Re: [patch 2/2] nohz: try to avoid IPI when setting tick dependency for task

From: Marcelo Tosatti
Date: Thu Sep 10 2020 - 14:53:54 EST


On Thu, Sep 03, 2020 at 05:01:53PM +0200, Frederic Weisbecker wrote:
> On Tue, Aug 25, 2020 at 03:41:49PM -0300, Marcelo Tosatti wrote:
> > When enabling per-CPU posix timers, an IPI to nohz_full CPUs might be
> > performed (to re-read the dependencies and possibly not re-enter
> > nohz_full on a given CPU).
> >
> > A common case is for applications that run on nohz_full= CPUs
> > to not use POSIX timers (eg DPDK).
> >
> > This patch optimizes tick_nohz_dep_set_task to avoid kicking
> > all nohz_full= CPUs in case the task allowed mask does not
> > intersect with nohz_full= CPU mask,
> > when going through tick_nohz_dep_set_task.
> >
> > This reduces interruptions to nohz_full= CPUs.
> >
> > ---
> > kernel/time/tick-sched.c | 9 +++++++--
> > 1 file changed, 7 insertions(+), 2 deletions(-)
> >
> > Index: linux-2.6/kernel/time/tick-sched.c
> > ===================================================================
> > --- linux-2.6.orig/kernel/time/tick-sched.c
> > +++ linux-2.6/kernel/time/tick-sched.c
> > @@ -383,11 +383,16 @@ void tick_nohz_dep_set_task(struct task_
> > tick_nohz_full_kick();
> > preempt_enable();
> > } else {
> > + unsigned long flags;
> > +
> > /*
> > * Some future tick_nohz_full_kick_task()

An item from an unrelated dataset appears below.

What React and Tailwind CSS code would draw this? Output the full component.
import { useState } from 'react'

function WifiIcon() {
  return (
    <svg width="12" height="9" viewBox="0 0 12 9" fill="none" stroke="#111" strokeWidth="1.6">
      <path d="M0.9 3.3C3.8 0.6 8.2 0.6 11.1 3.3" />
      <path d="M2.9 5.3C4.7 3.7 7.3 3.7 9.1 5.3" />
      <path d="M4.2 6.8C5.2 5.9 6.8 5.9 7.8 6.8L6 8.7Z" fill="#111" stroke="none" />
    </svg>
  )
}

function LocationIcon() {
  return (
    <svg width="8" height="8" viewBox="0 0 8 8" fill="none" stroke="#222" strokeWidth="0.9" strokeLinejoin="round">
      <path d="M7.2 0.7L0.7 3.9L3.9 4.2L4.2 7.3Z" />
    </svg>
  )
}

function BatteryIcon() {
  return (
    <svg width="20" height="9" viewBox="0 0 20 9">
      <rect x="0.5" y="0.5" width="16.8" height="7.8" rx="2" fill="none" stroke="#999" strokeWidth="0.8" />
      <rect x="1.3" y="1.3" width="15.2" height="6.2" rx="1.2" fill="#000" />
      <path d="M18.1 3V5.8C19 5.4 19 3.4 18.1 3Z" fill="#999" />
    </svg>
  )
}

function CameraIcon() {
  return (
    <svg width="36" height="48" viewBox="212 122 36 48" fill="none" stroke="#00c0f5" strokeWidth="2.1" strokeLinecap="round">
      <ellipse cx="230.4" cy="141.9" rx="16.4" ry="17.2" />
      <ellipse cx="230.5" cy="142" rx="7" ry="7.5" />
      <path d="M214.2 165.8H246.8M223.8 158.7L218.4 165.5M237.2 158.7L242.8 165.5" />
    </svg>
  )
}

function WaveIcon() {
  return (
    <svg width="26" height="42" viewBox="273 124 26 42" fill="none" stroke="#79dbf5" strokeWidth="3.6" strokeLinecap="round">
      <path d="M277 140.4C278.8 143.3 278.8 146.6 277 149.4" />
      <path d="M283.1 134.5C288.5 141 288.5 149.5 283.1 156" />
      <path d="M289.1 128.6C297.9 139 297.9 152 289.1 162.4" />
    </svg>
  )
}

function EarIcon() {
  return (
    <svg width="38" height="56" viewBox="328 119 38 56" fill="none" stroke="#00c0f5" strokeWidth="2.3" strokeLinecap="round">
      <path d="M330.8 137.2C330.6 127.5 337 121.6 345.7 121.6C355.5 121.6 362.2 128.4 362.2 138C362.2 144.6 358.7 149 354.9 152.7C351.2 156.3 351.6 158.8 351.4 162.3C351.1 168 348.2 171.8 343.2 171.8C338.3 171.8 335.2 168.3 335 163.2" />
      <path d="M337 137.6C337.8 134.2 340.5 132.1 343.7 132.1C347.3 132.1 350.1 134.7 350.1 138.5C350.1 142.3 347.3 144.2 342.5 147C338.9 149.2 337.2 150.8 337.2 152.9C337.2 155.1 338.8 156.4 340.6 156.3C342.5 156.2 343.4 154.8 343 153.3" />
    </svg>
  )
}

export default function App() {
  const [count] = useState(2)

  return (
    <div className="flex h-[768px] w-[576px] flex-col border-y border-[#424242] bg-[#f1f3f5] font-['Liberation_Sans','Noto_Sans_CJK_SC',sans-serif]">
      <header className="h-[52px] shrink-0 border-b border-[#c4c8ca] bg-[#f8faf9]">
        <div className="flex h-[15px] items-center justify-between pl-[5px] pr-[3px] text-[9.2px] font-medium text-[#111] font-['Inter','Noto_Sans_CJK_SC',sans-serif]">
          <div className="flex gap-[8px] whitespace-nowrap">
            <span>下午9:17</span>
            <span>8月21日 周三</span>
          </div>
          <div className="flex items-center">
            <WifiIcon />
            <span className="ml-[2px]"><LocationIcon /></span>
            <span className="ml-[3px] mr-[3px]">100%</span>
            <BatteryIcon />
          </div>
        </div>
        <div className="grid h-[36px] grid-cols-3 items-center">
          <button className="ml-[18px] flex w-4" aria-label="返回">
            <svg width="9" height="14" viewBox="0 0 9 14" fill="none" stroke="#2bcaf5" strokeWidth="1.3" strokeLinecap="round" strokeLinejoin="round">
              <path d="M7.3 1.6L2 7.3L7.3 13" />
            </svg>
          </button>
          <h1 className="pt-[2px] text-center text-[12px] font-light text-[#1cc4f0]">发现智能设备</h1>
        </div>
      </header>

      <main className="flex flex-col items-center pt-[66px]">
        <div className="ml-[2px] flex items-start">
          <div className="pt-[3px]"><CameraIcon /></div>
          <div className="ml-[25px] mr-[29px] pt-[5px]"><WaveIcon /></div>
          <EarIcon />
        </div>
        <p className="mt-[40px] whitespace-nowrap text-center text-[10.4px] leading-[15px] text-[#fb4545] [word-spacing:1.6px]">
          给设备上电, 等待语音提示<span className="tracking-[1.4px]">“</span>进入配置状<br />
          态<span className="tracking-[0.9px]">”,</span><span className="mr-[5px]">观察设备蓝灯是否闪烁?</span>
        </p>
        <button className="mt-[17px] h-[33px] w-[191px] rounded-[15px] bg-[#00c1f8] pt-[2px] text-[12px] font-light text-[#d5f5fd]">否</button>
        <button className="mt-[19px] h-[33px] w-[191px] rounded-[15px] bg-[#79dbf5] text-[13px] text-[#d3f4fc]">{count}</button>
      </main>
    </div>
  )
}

> > - * should optimize this.
> > + * should further optimize this.
> > */
> > - tick_nohz_full_kick_all();
> > + raw_spin_lock_irqsave(&tsk->pi_lock, flags);
> > + if (cpumask_intersects(&tsk->cpus_mask, tick_nohz_full_mask))
> > + tick_nohz_full_kick_all();
> > + raw_spin_unlock_irqrestore(&tsk->pi_lock, flags);
> > }
> > }
> > }
> >
> >
>
> Not long ago, Peterz suggested that we simply do:
>
> diff --git a/kernel/time/tick-sched.c b/kernel/time/tick-sched.c
> index f0199a4ba1ad..42ce8e458013 100644
> --- a/kernel/time/tick-sched.c
> +++ b/kernel/time/tick-sched.c
> @@ -357,17 +357,26 @@ EXPORT_SYMBOL_GPL(tick_nohz_dep_clear_cpu);
> void tick_nohz_dep_set_task(struct task_struct *tsk, enum tick_dep_bits bit)
> {
> if (!atomic_fetch_or(BIT(bit), &tsk->tick_dep_mask)) {
> - if (tsk == current) {
> - preempt_disable();
> - tick_nohz_full_kick();
> - preempt_enable();
> - } else {
> - /*
> - * Some future tick_nohz_full_kick_task()

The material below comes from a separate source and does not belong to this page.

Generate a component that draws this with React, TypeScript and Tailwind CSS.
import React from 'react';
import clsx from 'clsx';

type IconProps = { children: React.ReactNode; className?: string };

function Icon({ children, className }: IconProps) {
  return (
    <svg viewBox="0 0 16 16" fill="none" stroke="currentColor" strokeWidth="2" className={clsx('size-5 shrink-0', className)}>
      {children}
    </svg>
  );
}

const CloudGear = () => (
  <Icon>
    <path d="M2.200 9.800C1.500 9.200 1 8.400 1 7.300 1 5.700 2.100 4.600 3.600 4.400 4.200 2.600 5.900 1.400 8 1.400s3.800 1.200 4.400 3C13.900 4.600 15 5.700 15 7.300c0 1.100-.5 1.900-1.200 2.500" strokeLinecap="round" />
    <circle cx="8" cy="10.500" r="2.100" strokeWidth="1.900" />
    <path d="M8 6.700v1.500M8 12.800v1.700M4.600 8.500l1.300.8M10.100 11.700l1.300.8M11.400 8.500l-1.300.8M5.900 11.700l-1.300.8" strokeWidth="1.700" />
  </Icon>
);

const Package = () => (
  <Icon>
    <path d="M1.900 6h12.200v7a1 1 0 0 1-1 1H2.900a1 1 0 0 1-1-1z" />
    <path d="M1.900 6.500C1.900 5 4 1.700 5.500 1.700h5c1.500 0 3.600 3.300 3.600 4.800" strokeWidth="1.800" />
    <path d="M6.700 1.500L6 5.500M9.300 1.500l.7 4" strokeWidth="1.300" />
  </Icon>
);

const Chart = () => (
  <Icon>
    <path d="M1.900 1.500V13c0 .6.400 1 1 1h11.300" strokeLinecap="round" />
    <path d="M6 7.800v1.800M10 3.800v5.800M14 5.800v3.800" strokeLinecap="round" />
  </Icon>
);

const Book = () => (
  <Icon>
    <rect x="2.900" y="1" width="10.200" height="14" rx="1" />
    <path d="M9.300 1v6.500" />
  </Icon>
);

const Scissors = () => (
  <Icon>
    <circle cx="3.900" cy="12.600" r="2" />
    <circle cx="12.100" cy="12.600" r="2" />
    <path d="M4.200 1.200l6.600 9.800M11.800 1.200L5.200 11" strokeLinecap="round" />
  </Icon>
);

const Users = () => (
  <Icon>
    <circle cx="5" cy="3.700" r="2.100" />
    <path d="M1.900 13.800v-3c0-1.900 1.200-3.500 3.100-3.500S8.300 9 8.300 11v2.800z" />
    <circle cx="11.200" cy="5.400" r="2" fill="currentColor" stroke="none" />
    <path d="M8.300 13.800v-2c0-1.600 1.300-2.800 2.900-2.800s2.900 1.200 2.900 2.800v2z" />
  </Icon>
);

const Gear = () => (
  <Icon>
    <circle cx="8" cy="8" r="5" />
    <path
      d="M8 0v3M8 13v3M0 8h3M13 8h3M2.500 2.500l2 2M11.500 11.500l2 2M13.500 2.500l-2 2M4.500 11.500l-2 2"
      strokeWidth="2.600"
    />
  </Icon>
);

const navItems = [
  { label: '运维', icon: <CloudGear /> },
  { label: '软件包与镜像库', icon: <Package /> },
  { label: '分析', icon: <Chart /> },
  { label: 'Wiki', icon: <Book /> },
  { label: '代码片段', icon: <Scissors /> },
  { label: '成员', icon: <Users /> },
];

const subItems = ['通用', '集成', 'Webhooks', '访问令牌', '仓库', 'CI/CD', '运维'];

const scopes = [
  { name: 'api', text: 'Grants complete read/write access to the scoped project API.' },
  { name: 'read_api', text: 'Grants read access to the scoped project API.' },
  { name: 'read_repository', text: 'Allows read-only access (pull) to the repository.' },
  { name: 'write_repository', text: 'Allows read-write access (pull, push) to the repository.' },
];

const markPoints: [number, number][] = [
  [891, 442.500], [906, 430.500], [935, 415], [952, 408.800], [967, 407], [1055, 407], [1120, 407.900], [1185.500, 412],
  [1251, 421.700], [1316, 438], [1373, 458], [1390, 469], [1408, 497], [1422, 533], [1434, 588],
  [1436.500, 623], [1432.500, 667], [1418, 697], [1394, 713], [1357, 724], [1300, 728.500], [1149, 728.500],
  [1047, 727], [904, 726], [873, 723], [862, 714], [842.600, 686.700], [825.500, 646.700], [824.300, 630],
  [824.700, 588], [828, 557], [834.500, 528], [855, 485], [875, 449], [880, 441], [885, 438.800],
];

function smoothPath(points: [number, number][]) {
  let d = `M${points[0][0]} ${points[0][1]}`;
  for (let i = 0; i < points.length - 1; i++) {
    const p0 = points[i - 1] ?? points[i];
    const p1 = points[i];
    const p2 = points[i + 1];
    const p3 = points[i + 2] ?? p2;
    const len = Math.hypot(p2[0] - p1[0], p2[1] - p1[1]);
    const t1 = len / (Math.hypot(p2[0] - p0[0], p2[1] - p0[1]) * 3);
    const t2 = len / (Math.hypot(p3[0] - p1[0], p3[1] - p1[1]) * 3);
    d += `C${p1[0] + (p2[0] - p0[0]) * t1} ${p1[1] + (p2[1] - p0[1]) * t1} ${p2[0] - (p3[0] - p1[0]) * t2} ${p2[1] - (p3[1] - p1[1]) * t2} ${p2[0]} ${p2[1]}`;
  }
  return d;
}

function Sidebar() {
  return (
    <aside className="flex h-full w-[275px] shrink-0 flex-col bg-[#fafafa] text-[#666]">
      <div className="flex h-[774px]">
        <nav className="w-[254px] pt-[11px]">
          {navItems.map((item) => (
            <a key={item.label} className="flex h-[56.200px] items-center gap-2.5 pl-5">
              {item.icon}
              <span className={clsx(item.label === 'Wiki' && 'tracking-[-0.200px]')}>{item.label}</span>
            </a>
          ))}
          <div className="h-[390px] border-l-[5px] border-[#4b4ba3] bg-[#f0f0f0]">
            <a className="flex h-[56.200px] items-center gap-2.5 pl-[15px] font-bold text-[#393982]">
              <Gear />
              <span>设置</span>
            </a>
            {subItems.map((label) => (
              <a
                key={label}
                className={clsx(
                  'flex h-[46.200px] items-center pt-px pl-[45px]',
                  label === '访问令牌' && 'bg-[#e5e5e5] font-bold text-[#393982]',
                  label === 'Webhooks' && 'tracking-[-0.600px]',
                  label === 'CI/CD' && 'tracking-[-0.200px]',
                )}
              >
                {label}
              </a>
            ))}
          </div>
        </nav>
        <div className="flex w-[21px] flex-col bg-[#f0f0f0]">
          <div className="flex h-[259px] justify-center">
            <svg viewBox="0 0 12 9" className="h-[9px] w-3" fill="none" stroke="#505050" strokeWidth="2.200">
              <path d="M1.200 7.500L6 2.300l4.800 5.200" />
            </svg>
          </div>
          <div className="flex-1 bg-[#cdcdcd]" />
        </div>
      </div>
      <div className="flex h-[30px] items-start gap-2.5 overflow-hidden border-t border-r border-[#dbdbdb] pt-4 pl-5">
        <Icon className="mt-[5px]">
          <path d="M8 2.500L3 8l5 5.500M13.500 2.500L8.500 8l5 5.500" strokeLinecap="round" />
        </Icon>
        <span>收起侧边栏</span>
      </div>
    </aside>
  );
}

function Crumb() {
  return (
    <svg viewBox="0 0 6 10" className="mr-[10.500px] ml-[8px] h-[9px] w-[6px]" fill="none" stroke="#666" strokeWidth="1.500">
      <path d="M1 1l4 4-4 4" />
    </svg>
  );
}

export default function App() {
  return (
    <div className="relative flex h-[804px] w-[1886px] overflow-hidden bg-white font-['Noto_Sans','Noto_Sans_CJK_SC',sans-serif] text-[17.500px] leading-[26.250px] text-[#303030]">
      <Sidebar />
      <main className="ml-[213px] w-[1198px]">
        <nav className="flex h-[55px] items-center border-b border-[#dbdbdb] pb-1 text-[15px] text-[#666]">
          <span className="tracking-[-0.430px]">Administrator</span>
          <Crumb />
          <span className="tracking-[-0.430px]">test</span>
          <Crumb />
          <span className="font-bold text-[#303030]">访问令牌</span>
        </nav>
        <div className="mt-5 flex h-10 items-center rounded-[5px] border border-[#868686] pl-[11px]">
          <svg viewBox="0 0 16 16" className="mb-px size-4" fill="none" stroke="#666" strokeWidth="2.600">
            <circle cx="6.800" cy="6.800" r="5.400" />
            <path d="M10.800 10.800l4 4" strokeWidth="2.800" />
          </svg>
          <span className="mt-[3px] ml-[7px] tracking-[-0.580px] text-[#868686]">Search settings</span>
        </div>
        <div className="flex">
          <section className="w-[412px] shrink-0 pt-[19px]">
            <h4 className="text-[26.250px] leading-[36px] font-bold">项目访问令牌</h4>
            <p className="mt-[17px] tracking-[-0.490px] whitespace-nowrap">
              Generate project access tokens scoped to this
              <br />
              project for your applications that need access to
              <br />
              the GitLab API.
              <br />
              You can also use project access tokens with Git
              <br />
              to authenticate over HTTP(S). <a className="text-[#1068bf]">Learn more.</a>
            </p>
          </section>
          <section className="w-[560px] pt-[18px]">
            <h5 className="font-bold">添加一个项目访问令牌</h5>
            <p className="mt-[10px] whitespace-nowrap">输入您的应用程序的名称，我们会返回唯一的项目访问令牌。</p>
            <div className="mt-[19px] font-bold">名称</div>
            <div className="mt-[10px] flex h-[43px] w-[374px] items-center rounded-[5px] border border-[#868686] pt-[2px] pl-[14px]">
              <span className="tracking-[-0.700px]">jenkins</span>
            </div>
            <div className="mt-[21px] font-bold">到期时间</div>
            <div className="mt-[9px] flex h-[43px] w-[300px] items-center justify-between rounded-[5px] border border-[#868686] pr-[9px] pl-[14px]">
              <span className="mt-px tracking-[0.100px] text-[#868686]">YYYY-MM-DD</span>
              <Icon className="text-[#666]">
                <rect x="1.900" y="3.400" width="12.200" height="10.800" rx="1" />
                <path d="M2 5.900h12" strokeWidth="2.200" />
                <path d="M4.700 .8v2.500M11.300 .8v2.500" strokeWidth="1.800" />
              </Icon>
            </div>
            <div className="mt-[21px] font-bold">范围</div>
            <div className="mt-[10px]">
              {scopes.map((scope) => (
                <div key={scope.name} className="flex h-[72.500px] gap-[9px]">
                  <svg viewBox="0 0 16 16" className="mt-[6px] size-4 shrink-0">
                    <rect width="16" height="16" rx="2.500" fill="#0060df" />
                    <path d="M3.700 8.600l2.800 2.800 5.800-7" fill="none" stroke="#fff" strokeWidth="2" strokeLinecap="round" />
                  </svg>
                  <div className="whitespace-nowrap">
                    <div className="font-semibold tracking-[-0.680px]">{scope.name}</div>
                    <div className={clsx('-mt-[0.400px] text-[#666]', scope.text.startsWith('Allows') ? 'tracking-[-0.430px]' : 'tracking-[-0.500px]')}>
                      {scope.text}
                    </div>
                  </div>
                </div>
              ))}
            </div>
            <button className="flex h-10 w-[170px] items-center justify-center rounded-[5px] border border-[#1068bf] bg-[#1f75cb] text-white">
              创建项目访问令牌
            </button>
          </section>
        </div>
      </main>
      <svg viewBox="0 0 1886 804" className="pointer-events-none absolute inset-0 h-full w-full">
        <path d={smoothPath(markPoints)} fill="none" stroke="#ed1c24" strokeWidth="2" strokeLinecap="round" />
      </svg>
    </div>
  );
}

> - * should optimize this.
> - */
> - tick_nohz_full_kick_all();
> - }
> + int cpu = task_cpu(tsk);
> +
> + /*
> + * If the task concurrently migrates to another cpu,
> + * we guarantee it sees the new tick dependency upon
> + * schedule.
> + *
> + * set_task_cpu(p, cpu);
> + * STORE p->cpu = @cpu
> + * __schedule() (switch to task 'p')
> + * LOCK rq->lock
> + * smp_mb__after_spin_lock() STORE p->tick_dep_mask
> + * tick_nohz_task_switch() smp_mb() (atomic_fetch_or())
> + * LOAD p->tick_dep_mask LOAD p->cpu
> + */
> +
> + preempt_disable();
> + if (cpu_online(cpu))
> + tick_nohz_full_kick_cpu(cpu);
> + preempt_enable();
> }
> }
> EXPORT_SYMBOL_GPL(tick_nohz_dep_set_task);

This can also be used for the signal case... thanks.